Salesman said an 1800 would hook into it. He may or may not know what he is talking about though.. Family salesman.. Didn't even know that the premiums were heavier until I expressed interest in one. ...ha

Trey


----------



## Colby (Mar 5, 2012)

I heard the 1800's hook to them? If your going to spend that much money on a baler, may as well use it to its full potential....


----------



## treymo (Dec 29, 2013)

Automation is slow. Period.

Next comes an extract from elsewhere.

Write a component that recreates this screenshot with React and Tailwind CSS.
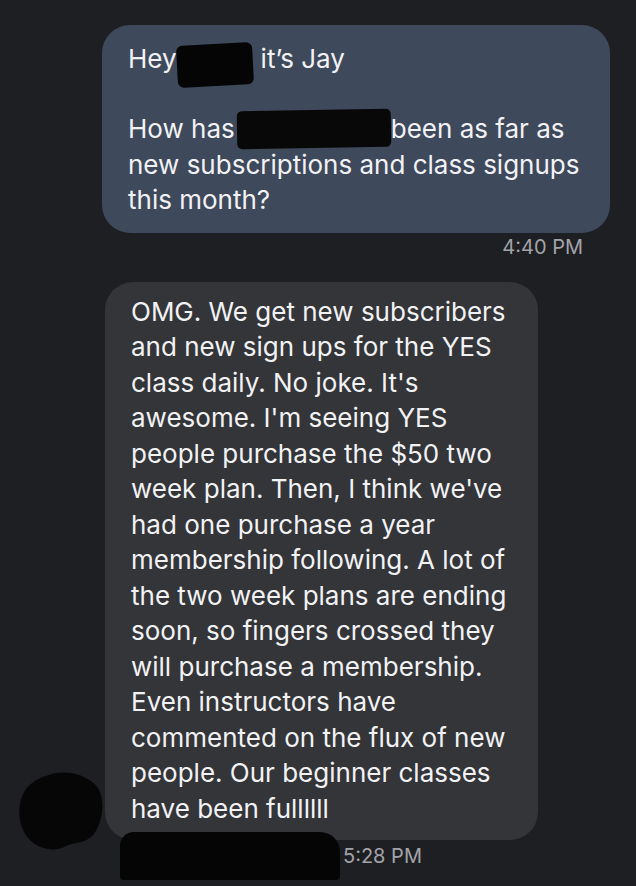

Don't have the tractors for it either...

Trey


----------



## Gearclash (Nov 25, 2010)

If I were shopping for 569 Deeres, the heavier pick-up components in the Premium would make me think for a while before going to a standard baler. We keep putting more and more stress on baler pick-ups as time goes on.


----------



## bubba41 (Mar 31, 2015)

1800, 2600, and the 2630 monitor will work on a premium. The bale count on a premium is stored on a computer on the baler. So even if you plug it into a different monitor it will still show the bale count for that baler. The automation is not slow at all. I've ran it for 2 years now and there is no way you could do it manually any faster. Also if you plug your baler it will stop the tractor and turn off the pto, if you have an IVT tractor.


----------



## somedevildawg (Jun 20, 2011)

One more reason to upgrade to IVT trey........


----------



## NDVA HAYMAN (Nov 24, 2009)

Lease is nice. Works out to $1.67 per bale. That's hard to beat in my opinion. Mike


----------



## deadmoose (Oct 30, 2011)

somedevildawg said:


> One more reason to upgrade to IVT trey........


Do you still have yours?


----------



## Colby (Mar 5, 2012)

NDVA HAYMAN said:


> Lease is nice. Works out to $1.67 per bale. That's hard to beat in my opinion. Mike


Elaborate more please.


----------



## somedevildawg (Jun 20, 2011)

deadmoose said:


> Do you still have yours?


You know it, I'm hung in that baby, not a bad one to be hung in however.....


----------



## treymo (Dec 29, 2013)

-Trey


----------



## somedevildawg (Jun 20, 2011)

Nice choice......nice tractor


----------



## Troy Farmer (Jul 31, 2011)

I bet that big 6 cylinder don't even know that baler's back there.


----------



## treymo (Dec 29, 2013)

Thank you guys. I really like both of my 48XX 2wd tractors. Plenty of power and low maintenance in the front end. Plus these tractors haven't cost me a whole lot of money upfront, and can do a lot of the upkeep on them myself.

A dealer in eastern Kansas gave me a good trade on my 568 for this 569 Premium. They had 5 used machines with warranty still left on them and picked the sharpest one. 12,000 less bales than what I had on the traded 568.

Trey


----------